Your sorrow is unimaginable. However, God chose you for such a time as this. Trayvon’s life has made a difference for so many of us. God will give you the strength to complete His purpose. We are praying hard for you. Know you are loved by so many people you don’t even know. Keep the faith be strong. To be absent from the body is to be present with the Lord. We cry because we are human - we know joy comes in the morning - and those that leave this world in the Lord will be together again in glory. God bless you my sister and thank you for allowing the world to see the love of God.
I know that no words can ease your pain on this mother’s day but I, as one mother to another, will be thinking of you and hoping that you feel the prayers of so many who are praying for your healing. I hope also that you know that your son is proud and grateful for you. God bless and keep you strong in your perserverance for justice for your son.
I want you to know you are not alone this Mother Day. I think about Trayvon everyday and feel hurt that your son is no longer with us. I am very proud of you and his father for letting the world know about what happen to Trayvon. I believe that when good people die young, God has them; to help us see clearly what his life meant. He made his mark in this world and America will never forget. I will never forget.
Peace, love, understanding, and forgiveness on this Mother’s Day, Ms. Martin! I am not going to claim I understand your loss, because I don’t or that I’ve experience similar pain, because I haven’t, but I know that Jehovah GOD is in CONTROL or all things and HE never gives us more than we can bear.
I am in awe of your strength and dedication to make sure that your son’s life and ultimate death will not be forgotten and serve as an example to the world!
I hope God keeps you strong so that you can endure the long road to justice. You are a woman to be admired for strength and dignity. You have shown a nation what it means to have grace in times of hardship. You will see your son again in Heaven, and hold on to that thought.
I am a mom who has cleaned up the blood of a young neighbor after she was shot in the eye. She did survive and participated in the trial that brought her shooter to justice. We need to end the profiteering and danger in our country from too many guns. Please know that your struggle has helped wake up this country and lead us from the path of a destruction. Racial profiling and too many guns has left too many dead and too many grieving. We also need to get real about education in this country and help kids making poor choices, not suspend them from school for nonviolent infractions.

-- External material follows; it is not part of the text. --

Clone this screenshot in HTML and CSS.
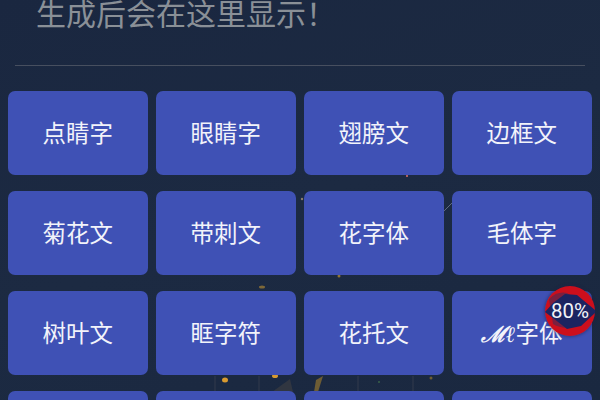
FILE: index.html
```html
<!DOCTYPE html>
<html lang="zh-CN">
<head>
<meta charset="utf-8">
<title>字体</title>
<link rel="stylesheet" href="styles.css">
</head>
<body>
<div class="screen">
  <svg class="lights" viewBox="0 0 600 400" aria-hidden="true">
    <g class="glow">
      <ellipse cx="262" cy="287" rx="3" ry="1.5" fill="#7d6838"/>
      <ellipse cx="339" cy="276" rx="1.5" ry="1.5" fill="#8f7436"/>
      <circle cx="302" cy="199" r="1.2" fill="#8a7c6c"/>
      <circle cx="407" cy="176" r="1" fill="#e0706a"/>
      <ellipse cx="225" cy="380" rx="3" ry="2.5" fill="#d89a30"/>
      <ellipse cx="275" cy="376" rx="3" ry="2" fill="#d89a30"/>
      <path d="M272 392 L290 379 L293 392 Z" fill="#3a3c42" opacity=".7"/>
      <path d="M314 392 L316 380 L323 376 L318 392 Z" fill="#6d5c34"/>
      <path d="M444 211 L452 203" stroke="#5f6a80" stroke-width="1"/>
      <circle cx="379" cy="382" r=".8" fill="#4f8a4f"/>
      <circle cx="431" cy="378" r="1.5" fill="#6d5c34"/>
      <path d="M215 376 V392 M259 376 V392 M358 376 V392 M413 376 V392" stroke="#333b4c" stroke-width="1"/>
    </g>
  </svg>
  <header class="preview"><p class="hint">生成后会在这里显示！</p></header>
  <hr class="rule">
  <main class="grid">
    <button class="tile">点睛字</button>
    <button class="tile">眼睛字</button>
    <button class="tile">翅膀文</button>
    <button class="tile">边框文</button>
    <button class="tile">菊花文</button>
    <button class="tile">带刺文</button>
    <button class="tile">花字体</button>
    <button class="tile">毛体字</button>
    <button class="tile">树叶文</button>
    <button class="tile">眶字符</button>
    <button class="tile">花托文</button>
    <button class="tile"><span class="script">ℳℓ</span>字体</button>
    <button class="tile"></button>
    <button class="tile"></button>
    <button class="tile"></button>
    <button class="tile"></button>
  </main>
  <div class="badge">
    <svg class="badge-art" viewBox="0 0 50 50" aria-hidden="true">
      <circle cx="25" cy="25" r="25" fill="#cc0f1c"/>
      <path d="M4 13 Q12 5 22 7 L42 21 L33 39 Q20 45 8 38 Z" fill="#7c1f3e"/>
      <path d="M0 26 L8 17 L20 8 L32 9 L50 24 V27 L36 40 L22 43 L8 32 Z" fill="#1c2460"/>
    </svg>
    <span class="badge-text">80%</span>
  </div>
</div>
</body>
</html>
```
FILE: styles.css
```css
* { box-sizing: border-box; }
html, body { margin: 0; padding: 0; }
body { width: 600px; height: 400px; overflow: hidden; background: #1b2840; }
.screen {
  position: relative;
  width: 600px;
  height: 400px;
  overflow: hidden;
  background: linear-gradient(160deg, #1a2740 0%, #1c2a42 50%, #1a2840 100%);
  font-family: "Noto Sans CJK SC", "Noto Sans", sans-serif;
}
.lights { position: absolute; inset: 0; width: 600px; height: 400px; }
.glow { filter: blur(.6px); }
.preview { position: relative; display: flex; height: 65px; padding-left: 36px; }
.hint { margin: -3px 0 0; font-size: 30px; line-height: 30px; color: #8a9097; }
.rule { position: relative; height: 1px; margin: 0 15px; border: 0; background: #474f5f; }
.grid {
  position: relative;
  display: grid;
  grid-template-columns: repeat(4, 139.5px);
  grid-auto-rows: 83.5px;
  column-gap: 8.5px;
  row-gap: 16.5px;
  padding: 25px 0 0 8px;
}
.tile {
  padding: 0;
  border: 0;
  border-radius: 7px;
  background: #3f51b5;
  color: #f2f3fa;
  font: inherit;
  font-size: 23.5px;
  line-height: 1;
}
.script { font-family: "DejaVu Serif", serif; font-style: italic; font-weight: 700; font-size: 22px; }
.badge {
  position: absolute;
  left: 545px;
  top: 286px;
  width: 50px;
  height: 50px;
  display: flex;
  align-items: center;
  justify-content: center;
  border-radius: 50%;
  box-shadow: 0 0 3px 1px rgba(30, 30, 70, .45);
}
.badge-art { position: absolute; inset: 0; width: 50px; height: 50px; }
.badge-text { position: relative; color: #f2f3f8; font-family: Roboto, sans-serif; font-size: 20.5px; font-weight: 400; }
```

Trayvon has become a martyr for change and justice. Your son’s name, like Amadou Diallo’s name, will forever ring out as a name that sparked a community to say no more. Your son is a champion, he was and is a soul with a purpose. God bless you and please keep moving forward until justice is done. Please remember that no matter the outcome of a trial, your stance has brought justice by making all Americans look carefully at ourselves and the future we are promising all our children.
When I look at you I know what a strong woman are. You are incredible and I think that, this is what God is like. God know the desires of your hearts. He will guide you paths right I will always keep you and your family in my prayers on Mother Day’s and beyond.
As a mother to two sons, my heart breaks for you. Today and every day. I am sorry I do not have words of wisdom. I am sorry I do not understand what happened to Trayvon. But I am thinking of you and your family. I am sending you love this Mother’s Day.